Guys, it's a free market. The boss gives the worker money, and the worker makes sure that the commute is short. It's his responsibility. He can change employer or relocate his home. It's not as if all people have the same commute
Not a popular opinion, and it does suck, but I do think we should strive to sponsor mileage of any kind as little as possible and that includes employers paying for commute, to incentivise wirking closer to your home or relocating closer to your work
In the US, zoning restrictions means people literally cannot live very close to their jobs in a lot of locations because housing is far from businesses. City structures encourage commutes, and would require spending money to undo those problems. Your suggestion punishes the poor who would need to move more often to find new jobs.
We should instead sponsor more mass transit accessibility and frequency to decrease the use of single occupancy vehicles in daily commutes, which would have a for larger positive impact over trying to force people to live in specific locations that limit their ability to find work. For example, if people move near their jobs and want a different job, making them movie again is stupid when instead they could have easy access many potential jobs within 30 minutes or less on public transportation if working at home is jot an option.
Yes well, unfortunately, hastening climate change will also disproportionately punish the poor in very concrete ways much more than high gas prices ever will. It'll also punish the real poors of the southern hemisphere.

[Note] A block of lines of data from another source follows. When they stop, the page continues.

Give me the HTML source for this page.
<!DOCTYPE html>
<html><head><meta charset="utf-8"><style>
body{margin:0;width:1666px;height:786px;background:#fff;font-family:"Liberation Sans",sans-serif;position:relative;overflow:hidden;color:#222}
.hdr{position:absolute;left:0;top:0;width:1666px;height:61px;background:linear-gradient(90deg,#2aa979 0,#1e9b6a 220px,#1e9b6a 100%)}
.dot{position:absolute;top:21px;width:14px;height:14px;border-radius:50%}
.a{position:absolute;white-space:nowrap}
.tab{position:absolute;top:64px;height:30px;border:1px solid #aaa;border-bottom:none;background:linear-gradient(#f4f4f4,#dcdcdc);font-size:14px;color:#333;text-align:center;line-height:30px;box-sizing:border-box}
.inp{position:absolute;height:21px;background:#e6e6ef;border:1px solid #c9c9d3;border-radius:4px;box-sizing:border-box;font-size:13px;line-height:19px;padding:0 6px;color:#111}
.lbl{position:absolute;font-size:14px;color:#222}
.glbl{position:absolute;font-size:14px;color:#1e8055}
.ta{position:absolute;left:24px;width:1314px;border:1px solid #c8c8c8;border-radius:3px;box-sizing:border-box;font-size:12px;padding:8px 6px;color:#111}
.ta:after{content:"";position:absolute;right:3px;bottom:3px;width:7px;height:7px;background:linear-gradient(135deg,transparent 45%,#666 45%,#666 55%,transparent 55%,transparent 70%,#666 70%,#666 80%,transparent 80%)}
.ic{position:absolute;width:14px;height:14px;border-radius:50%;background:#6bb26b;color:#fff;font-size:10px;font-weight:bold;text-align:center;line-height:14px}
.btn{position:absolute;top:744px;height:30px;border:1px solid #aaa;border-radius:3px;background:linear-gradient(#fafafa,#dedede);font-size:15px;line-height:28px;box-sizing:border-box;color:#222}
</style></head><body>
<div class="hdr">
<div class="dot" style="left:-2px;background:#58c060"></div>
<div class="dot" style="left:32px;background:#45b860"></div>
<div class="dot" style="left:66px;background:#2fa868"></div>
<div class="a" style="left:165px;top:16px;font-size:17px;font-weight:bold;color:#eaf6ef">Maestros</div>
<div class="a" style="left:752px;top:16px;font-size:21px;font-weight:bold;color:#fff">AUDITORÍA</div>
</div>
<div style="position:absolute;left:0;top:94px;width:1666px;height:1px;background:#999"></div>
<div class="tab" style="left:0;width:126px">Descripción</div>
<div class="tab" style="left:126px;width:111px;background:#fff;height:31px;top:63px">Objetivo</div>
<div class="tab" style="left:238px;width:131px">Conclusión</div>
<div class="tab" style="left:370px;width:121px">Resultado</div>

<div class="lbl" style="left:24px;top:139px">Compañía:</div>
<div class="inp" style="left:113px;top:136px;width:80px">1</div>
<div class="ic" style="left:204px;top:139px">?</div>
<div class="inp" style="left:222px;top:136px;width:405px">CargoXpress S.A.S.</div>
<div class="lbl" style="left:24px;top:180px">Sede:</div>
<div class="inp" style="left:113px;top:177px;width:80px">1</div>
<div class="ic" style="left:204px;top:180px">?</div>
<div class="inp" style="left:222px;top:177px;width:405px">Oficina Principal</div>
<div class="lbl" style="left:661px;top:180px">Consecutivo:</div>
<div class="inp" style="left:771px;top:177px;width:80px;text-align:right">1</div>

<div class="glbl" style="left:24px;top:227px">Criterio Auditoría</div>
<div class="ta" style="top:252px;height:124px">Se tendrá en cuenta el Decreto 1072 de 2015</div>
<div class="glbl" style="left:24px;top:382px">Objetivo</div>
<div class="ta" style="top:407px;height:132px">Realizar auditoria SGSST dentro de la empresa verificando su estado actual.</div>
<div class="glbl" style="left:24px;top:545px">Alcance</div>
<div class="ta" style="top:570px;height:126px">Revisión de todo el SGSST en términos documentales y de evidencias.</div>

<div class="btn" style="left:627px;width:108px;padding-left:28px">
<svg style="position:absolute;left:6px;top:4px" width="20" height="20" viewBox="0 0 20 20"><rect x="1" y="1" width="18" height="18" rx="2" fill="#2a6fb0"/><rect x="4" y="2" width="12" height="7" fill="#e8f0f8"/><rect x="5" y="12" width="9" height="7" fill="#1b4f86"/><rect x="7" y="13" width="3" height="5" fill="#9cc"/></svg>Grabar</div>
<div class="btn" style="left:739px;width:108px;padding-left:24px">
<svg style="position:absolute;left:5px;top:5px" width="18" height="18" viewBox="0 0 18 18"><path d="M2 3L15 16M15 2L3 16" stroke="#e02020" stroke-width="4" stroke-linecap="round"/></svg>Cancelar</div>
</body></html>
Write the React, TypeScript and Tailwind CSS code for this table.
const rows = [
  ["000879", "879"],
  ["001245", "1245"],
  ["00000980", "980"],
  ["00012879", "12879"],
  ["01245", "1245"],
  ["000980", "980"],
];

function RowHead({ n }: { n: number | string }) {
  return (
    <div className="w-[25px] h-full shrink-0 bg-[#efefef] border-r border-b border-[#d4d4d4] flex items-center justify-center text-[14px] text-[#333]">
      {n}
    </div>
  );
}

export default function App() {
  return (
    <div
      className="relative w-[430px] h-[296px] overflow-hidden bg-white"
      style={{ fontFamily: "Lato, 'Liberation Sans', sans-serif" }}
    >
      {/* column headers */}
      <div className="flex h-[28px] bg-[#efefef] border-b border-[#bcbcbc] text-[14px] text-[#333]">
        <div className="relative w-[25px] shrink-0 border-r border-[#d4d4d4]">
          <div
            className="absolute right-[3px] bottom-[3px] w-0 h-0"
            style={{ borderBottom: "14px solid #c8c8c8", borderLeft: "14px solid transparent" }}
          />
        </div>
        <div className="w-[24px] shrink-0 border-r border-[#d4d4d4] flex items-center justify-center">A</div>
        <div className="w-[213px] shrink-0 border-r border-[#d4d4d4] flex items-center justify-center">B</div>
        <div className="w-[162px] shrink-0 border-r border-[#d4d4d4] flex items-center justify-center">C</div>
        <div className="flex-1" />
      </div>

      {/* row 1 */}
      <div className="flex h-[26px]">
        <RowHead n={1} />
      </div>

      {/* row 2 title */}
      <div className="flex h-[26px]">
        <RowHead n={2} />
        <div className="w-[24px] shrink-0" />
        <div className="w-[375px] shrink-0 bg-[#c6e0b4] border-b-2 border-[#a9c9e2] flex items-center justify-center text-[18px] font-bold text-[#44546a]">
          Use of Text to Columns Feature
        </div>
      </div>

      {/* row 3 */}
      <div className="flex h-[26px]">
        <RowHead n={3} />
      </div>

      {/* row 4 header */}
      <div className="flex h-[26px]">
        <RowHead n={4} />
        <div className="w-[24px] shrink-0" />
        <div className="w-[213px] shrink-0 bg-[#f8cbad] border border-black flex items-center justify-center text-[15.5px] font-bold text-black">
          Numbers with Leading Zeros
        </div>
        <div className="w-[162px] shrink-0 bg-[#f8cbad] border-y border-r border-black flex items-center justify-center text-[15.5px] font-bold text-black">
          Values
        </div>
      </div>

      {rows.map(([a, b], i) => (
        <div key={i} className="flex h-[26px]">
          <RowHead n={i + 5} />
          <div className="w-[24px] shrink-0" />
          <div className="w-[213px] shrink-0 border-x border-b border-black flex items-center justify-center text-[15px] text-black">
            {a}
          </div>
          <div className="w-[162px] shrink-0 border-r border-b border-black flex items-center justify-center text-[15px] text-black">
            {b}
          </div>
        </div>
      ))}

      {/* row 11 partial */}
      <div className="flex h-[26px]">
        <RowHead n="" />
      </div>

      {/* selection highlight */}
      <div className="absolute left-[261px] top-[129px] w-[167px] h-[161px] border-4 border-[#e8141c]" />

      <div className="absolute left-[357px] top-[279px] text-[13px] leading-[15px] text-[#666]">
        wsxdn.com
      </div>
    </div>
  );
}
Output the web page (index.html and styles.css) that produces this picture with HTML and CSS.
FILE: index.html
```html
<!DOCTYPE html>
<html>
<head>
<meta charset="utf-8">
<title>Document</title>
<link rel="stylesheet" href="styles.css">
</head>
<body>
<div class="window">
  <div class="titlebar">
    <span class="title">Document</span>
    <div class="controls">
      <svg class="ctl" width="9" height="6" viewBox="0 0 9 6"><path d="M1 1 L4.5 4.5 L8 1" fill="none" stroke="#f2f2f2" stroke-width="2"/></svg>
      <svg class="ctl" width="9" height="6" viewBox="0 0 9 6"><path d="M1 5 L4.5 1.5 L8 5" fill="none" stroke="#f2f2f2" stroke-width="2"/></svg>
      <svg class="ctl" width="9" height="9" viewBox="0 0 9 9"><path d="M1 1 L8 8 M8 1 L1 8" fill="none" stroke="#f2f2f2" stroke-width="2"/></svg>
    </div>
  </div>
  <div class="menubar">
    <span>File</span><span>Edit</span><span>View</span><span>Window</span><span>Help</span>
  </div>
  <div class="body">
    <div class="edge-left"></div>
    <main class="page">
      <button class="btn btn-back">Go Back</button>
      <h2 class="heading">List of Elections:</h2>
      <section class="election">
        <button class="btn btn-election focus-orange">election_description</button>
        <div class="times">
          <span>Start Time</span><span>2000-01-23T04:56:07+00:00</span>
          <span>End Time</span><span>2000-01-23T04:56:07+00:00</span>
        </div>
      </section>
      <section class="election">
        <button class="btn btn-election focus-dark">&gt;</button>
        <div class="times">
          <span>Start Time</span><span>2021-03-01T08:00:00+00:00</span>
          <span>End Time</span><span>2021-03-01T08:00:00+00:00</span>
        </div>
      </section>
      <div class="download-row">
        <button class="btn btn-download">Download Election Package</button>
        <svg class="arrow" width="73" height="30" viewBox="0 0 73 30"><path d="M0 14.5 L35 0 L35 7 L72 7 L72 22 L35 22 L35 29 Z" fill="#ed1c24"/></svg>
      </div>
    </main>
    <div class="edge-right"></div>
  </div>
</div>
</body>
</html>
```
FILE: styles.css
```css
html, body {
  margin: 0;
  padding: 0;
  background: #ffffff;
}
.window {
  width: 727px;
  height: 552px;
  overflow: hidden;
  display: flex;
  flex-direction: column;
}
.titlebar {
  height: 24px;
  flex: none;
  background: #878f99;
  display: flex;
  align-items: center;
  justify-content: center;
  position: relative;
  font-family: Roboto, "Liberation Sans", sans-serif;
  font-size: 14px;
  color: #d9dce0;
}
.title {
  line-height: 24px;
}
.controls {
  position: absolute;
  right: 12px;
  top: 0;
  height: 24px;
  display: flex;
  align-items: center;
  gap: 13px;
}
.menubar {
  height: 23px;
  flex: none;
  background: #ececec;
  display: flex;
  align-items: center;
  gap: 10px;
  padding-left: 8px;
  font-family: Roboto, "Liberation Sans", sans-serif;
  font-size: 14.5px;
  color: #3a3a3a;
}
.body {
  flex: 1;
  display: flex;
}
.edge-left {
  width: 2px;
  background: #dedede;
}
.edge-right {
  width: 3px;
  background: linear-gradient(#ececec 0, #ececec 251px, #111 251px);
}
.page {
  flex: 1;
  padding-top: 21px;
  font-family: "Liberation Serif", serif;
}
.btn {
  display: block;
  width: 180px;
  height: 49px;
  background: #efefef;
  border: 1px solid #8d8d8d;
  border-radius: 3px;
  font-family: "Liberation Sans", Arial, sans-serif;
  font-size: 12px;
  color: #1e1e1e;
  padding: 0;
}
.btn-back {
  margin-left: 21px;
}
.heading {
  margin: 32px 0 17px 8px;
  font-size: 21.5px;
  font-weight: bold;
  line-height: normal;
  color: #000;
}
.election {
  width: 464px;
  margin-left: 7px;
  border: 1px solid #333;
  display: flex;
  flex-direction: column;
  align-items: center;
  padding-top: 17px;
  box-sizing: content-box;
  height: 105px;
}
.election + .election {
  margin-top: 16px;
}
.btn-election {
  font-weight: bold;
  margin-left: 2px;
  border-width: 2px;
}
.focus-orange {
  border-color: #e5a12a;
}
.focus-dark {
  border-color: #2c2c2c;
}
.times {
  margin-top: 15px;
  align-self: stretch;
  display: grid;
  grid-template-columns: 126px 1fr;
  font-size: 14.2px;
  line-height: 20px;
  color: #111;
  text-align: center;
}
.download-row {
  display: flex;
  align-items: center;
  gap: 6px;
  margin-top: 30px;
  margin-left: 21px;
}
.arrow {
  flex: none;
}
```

You can force corporations to pay 50% of the fare of any of their employees transit like it's done in a lot of places in Europe and I'm not against that as a band-aid but nothing beats re-zoning to fix your density issues and living close to work in terms of quality of life and ghg emissions
Hey smooth-brain: it's actually the opposite that's true:
If you're doing anything for your employer, it should be paid. That's driving, emails, snow-removal, talking to a coworker, waiting for transportation, etc.